The court also rejected the church’s claim that the statutes of limitation should be suspended on the basis of the so-called discovery rule. It observed,
The discovery rule delays the accrual of a cause of action until plaintiff has in fact discovered he has suffered injury or by exercise of reasonable diligence should have discovered it …. Knowledge is imputed to a claimant when he gains information sufficient to alert a reasonable person of the need to investigate …. In [this case] the church was first aware of problems during April of 1985, before construction was completed. In addition [the chairman of the church buildings committee] wrote a letter to the [contractor] on behalf of the church on May 14, 1987; a lengthy and detailed report from [a civil engineer] was completed on April 8, 1988, and submitted to the [contractor]; and [the church’s] attorney threatened legal action in a letter … dated November 23, 1988 …. Finally, the petition which was filed specifically lists the varied and numerous problems which were apparent in 1987 and 1988. There is no other conclusion that can be reached other than the church discovered and was aware of the problems before October 11, 1990. Therefore, the claims of the church with regard to warranty, fraud, and negligence are barred by the five-year statute of limitations.

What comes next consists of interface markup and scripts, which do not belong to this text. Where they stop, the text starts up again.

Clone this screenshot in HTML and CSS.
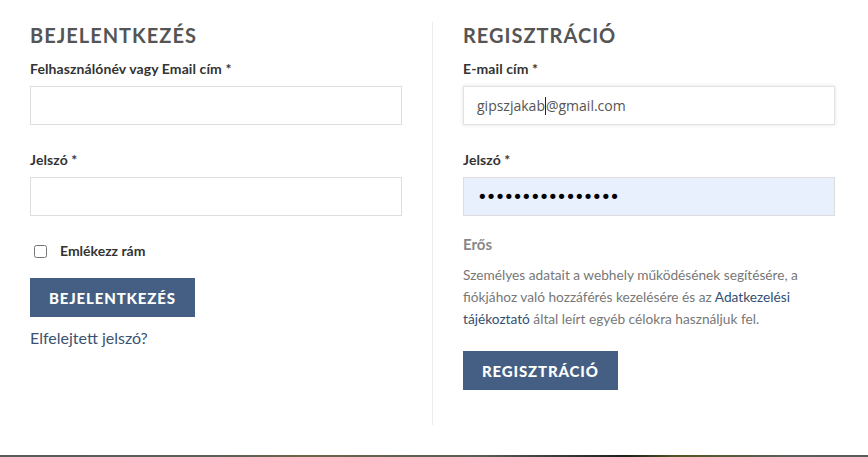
FILE: index.html
```html
<!DOCTYPE html>
<html lang="hu">
<head>
<meta charset="utf-8">
<title>Fiókom</title>
<link rel="stylesheet" href="styles.css">
</head>
<body>
<main class="account">
  <section class="col col-login">
    <h2 class="title">Bejelentkezés</h2>
    <label class="label" for="user">Felhasználónév vagy Email cím&nbsp;*</label>
    <input class="field" id="user" type="text">
    <label class="label label-gap" for="pass">Jelszó&nbsp;*</label>
    <input class="field" id="pass" type="password">
    <label class="remember"><input class="check" type="checkbox"><span>Emlékezz rám</span></label>
    <button class="btn" type="button">Bejelentkezés</button>
    <a class="lost" href="#">Elfelejtett jelszó?</a>
  </section>
  <section class="col col-register">
    <h2 class="title">Regisztráció</h2>
    <label class="label">E-mail cím&nbsp;*</label>
    <div class="field field-focus"><span>gipszjakab</span><span class="caret"></span><span>@gmail.com</span></div>
    <label class="label label-gap">Jelszó&nbsp;*</label>
    <div class="field field-autofill"><span class="dots">••••••••••••••••</span></div>
    <div class="strength">Erős</div>
    <p class="privacy">Személyes adatait a webhely működésének segítésére, a fiókjához való hozzáférés kezelésére és az <a href="#">Adatkezelési tájékoztató</a> által leírt egyéb célokra használjuk fel.</p>
    <button class="btn" type="button">Regisztráció</button>
  </section>
</main>
<div class="photo-edge"></div>
</body>
</html>
```

FILE: styles.css
```css
* { box-sizing: border-box; }

html, body {
  margin: 0;
  padding: 0;
  background: #fff;
  overflow: hidden;
}

body {
  font-family: Lato, "Open Sans", sans-serif;
  color: #333;
  height: 457px;
  display: flex;
  flex-direction: column;
}

.account {
  display: flex;
  padding: 22px 33px 0 30px;
}

.col {
  width: 402px;
  display: flex;
  flex-direction: column;
  align-items: flex-start;
}

.col-login {
  padding-right: 30px;
}

.col-register {
  width: 403px;
  padding-left: 30px;
  padding-bottom: 35px;
  border-left: 1px solid #ececec;
}

.title {
  margin: 0;
  font-size: 20px;
  line-height: 26px;
  font-weight: 700;
  letter-spacing: 1px;
  text-transform: uppercase;
  color: #555;
}

.label {
  display: block;
  margin-top: 11px;
  font-size: 14px;
  line-height: 20px;
  font-weight: 700;
  letter-spacing: 0.1px;
  color: #333;
}

.label-gap { margin-top: 25px; }

.field {
  display: flex;
  align-items: center;
  width: 100%;
  height: 39px;
  margin: 7px 0 0;
  padding: 0 13px;
  border: 1px solid #ddd;
  background: #fff;
  font-family: "Open Sans", sans-serif;
  font-size: 14px;
  color: #555;
  outline: none;
}

.field-focus {
  box-shadow: 0 0 4px rgba(0, 0, 0, 0.12);
  border-color: #e2e2e2;
}

.caret {
  display: inline-block;
  width: 1px;
  height: 18px;
  background: #222;
}

.field-autofill {
  background: #e8f0fe;
}

.dots {
  font-family: "DejaVu Sans", sans-serif;
  font-size: 18px;
  letter-spacing: -1.8px;
  color: #000;
}

.remember {
  display: flex;
  align-items: center;
  margin-top: 25px;
  font-size: 14px;
  line-height: 20px;
  font-weight: 700;
  color: #333;
}

.check {
  width: 13px;
  height: 13px;
  margin: 0 13px 0 4px;
}

.btn {
  margin-top: 17px;
  height: 39px;
  padding: 0 19px;
  border: 0;
  background: #445f83;
  color: #fff;
  font-family: Lato, sans-serif;
  font-size: 15px;
  font-weight: 900;
  letter-spacing: 0.85px;
  text-transform: uppercase;
}

.lost {
  margin-top: 10px;
  font-size: 16px;
  line-height: 22px;
  color: #3b5272;
  text-decoration: none;
}

.strength {
  margin-top: 18px;
  font-size: 15px;
  line-height: 20px;
  font-weight: 700;
  color: #888;
}

.privacy {
  margin: 10px 0 0;
  font-size: 13.7px;
  line-height: 22px;
  color: #777;
}

.privacy a {
  color: #334f72;
  text-decoration: none;
}

.col-register .btn { margin-top: 21px; }

.photo-edge {
  margin-top: auto;
  height: 2px;
  background: linear-gradient(90deg, #5a5a58 0%, #5f5d57 25%, #6b6448 35%, #5c5b56 55%, #1e1e1c 72%, #545420 78%, #5d5c58 90%, #5a5a58 100%);
}
```
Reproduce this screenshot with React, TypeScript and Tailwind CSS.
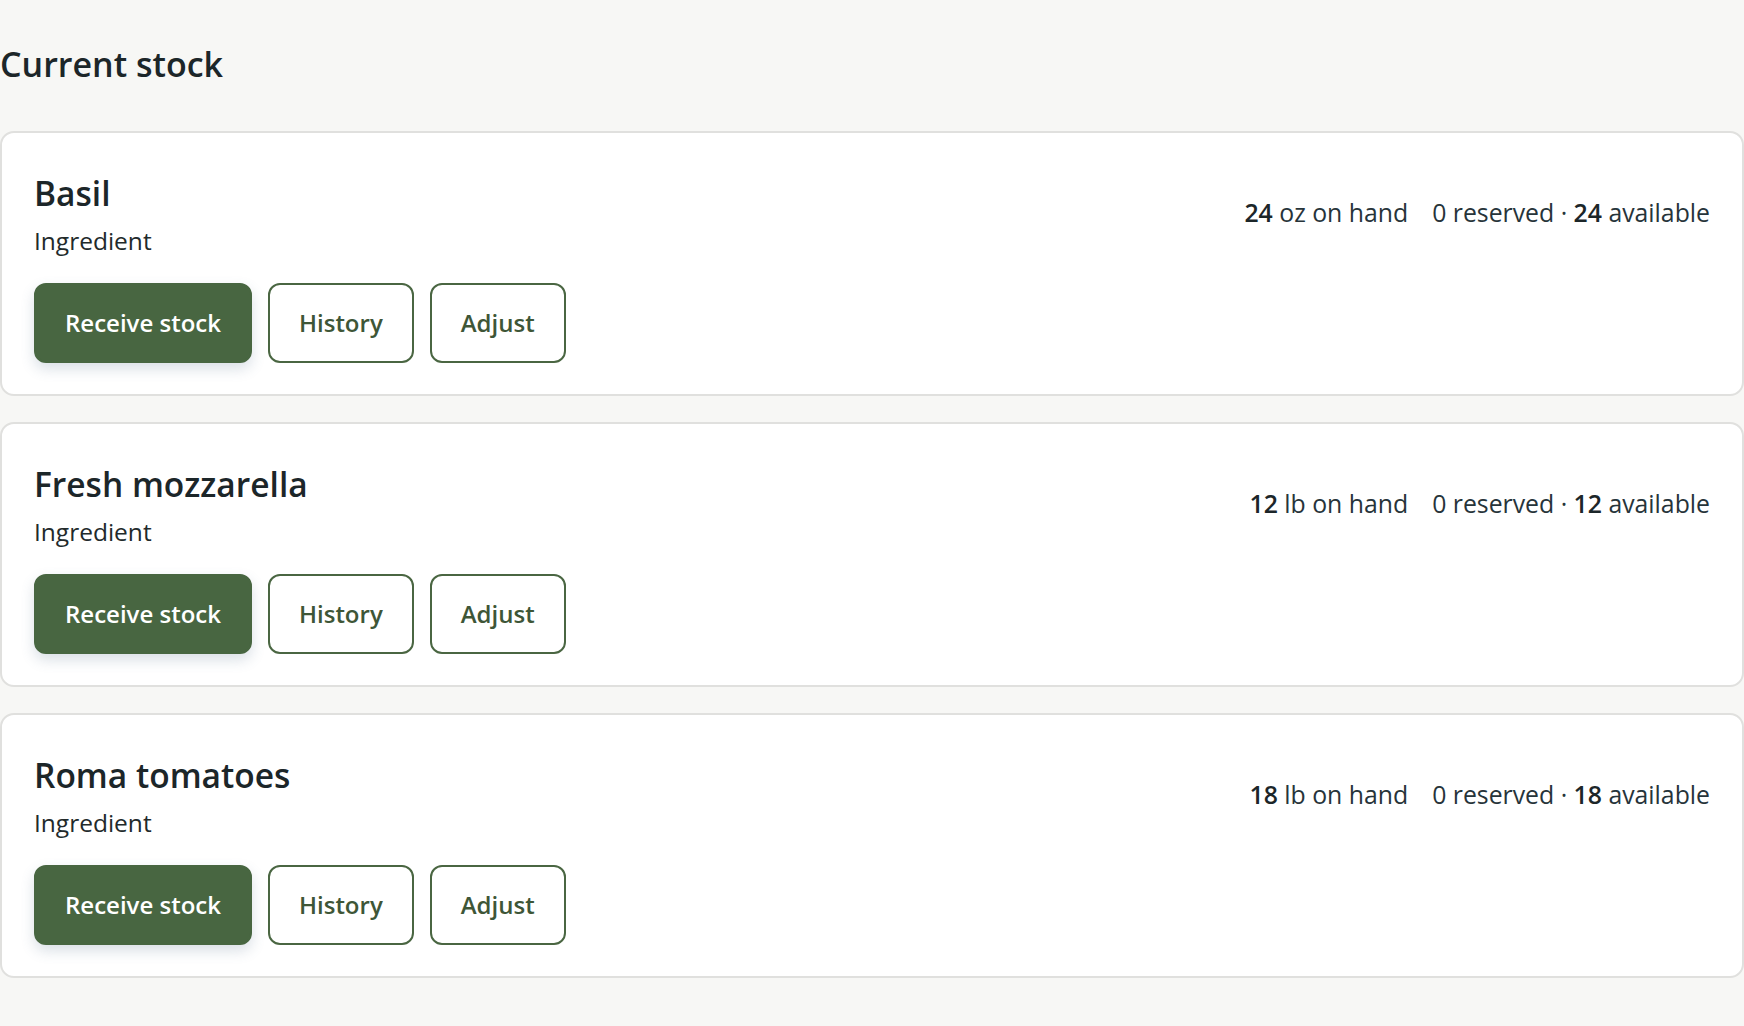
import React from "react";

interface StockRow {
  id: string;
  name: string;
  kind: string;
  onHand: number;
  unit: string;
  reserved: number;
}

const rows: StockRow[] = [
  { id: "basil", name: "Basil", kind: "Ingredient", onHand: 24, unit: "oz", reserved: 0 },
  { id: "mozz", name: "Fresh mozzarella", kind: "Ingredient", onHand: 12, unit: "lb", reserved: 0 },
  { id: "roma", name: "Roma tomatoes", kind: "Ingredient", onHand: 18, unit: "lb", reserved: 0 },
];

function StockCard({ row }: { row: StockRow }): React.ReactElement {
  const available = row.onHand - row.reserved;
  return (
    <div className="rounded-[14px] border-2 border-[#e0e0de] bg-white px-[32px] pt-[40px] pb-[31px]">
      <div className="flex items-start justify-between">
        <div>
          <h2 className="text-[33.5px] font-semibold leading-[40px] text-[#1c2629]">{row.name}</h2>
          <p className="mt-[10px] text-[24.5px] leading-[36px] text-[#222a2b]">{row.kind}</p>
        </div>
        <div className="mt-[21px] flex gap-6 text-[24.8px] leading-[36px] text-[#27343a]">
          <span>
            <span className="font-semibold text-[#1c2629]">{row.onHand}</span> {row.unit} on hand
          </span>
          <span>
            {row.reserved} reserved · <span className="font-semibold text-[#1c2629]">{available}</span> available
          </span>
        </div>
      </div>
      <div className="mt-[24px] flex gap-4">
        <button className="flex h-[80px] items-center rounded-[12px] border-2 border-[#486641] bg-[#486641] px-[29px] text-[24px] font-semibold text-white shadow-[0_6px_14px_rgba(70,100,130,0.2)]">
          Receive stock
        </button>
        <button className="flex h-[80px] items-center rounded-[12px] border-2 border-[#4a6642] bg-white px-[29px] text-[24px] font-semibold text-[#3e5637]">
          History
        </button>
        <button className="flex h-[80px] items-center rounded-[12px] border-2 border-[#4a6642] bg-white px-[29px] text-[24px] font-semibold text-[#3e5637]">
          Adjust
        </button>
      </div>
    </div>
  );
}

export default function App(): React.ReactElement {
  return (
    <div className="min-h-screen bg-[#f7f7f5] pt-[44px] font-['Open_Sans',sans-serif]">
      <h1 className="text-[34px] font-semibold leading-[41px] text-[#1c2629]">Current stock</h1>
      <div className="mt-[46px] flex flex-col gap-[26px]">
        {rows.map((r) => (
          <StockCard key={r.id} row={r} />
        ))}
      </div>
    </div>
  );
}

The court also rejected the church’s claim of “repair estoppel.” Under the doctrine of repair estoppel, the statute of limitations may be suspended as a result of false representations that induce one into inaction to his detriment under the statute of limitations. The church insisted that the contractor’s subsequent attempts to repair the defective work amounted to repair estoppel, since they induced the church to “wait and see” if the repairs were successful rather than vigorously pursue its legal rights. The court concluded, “The repair of defective goods does not in itself rise to the level of deception. Neither do we believe that repairs accompanied by assertions that they will cure the defect generally amount to false misrepresentation. To be deceptive or fraudulent there must be some evidence that such repairs and assertions were not only made to conceal the true condition of the product, but also with the intent to mislead the injured party into the trap of the time bar. When such equitable grounds have not been established by clear and convincing evidence, it may not serve as a deterrent to the running of the statute of limitations.”
Application. This case illustrates the importance of correcting construction problems in a timely manner. Church leaders who refrain from suing a contractor over defective work because of repeated attempts by the contractor to “correct” a problem may be barred by the statute of limitation from pursuing their claim in court. St. Andrew Evangelical Lutheran Church v. Larson & Unzeitig, Inc., 2000 WL 18714 (Iowa App. 2000).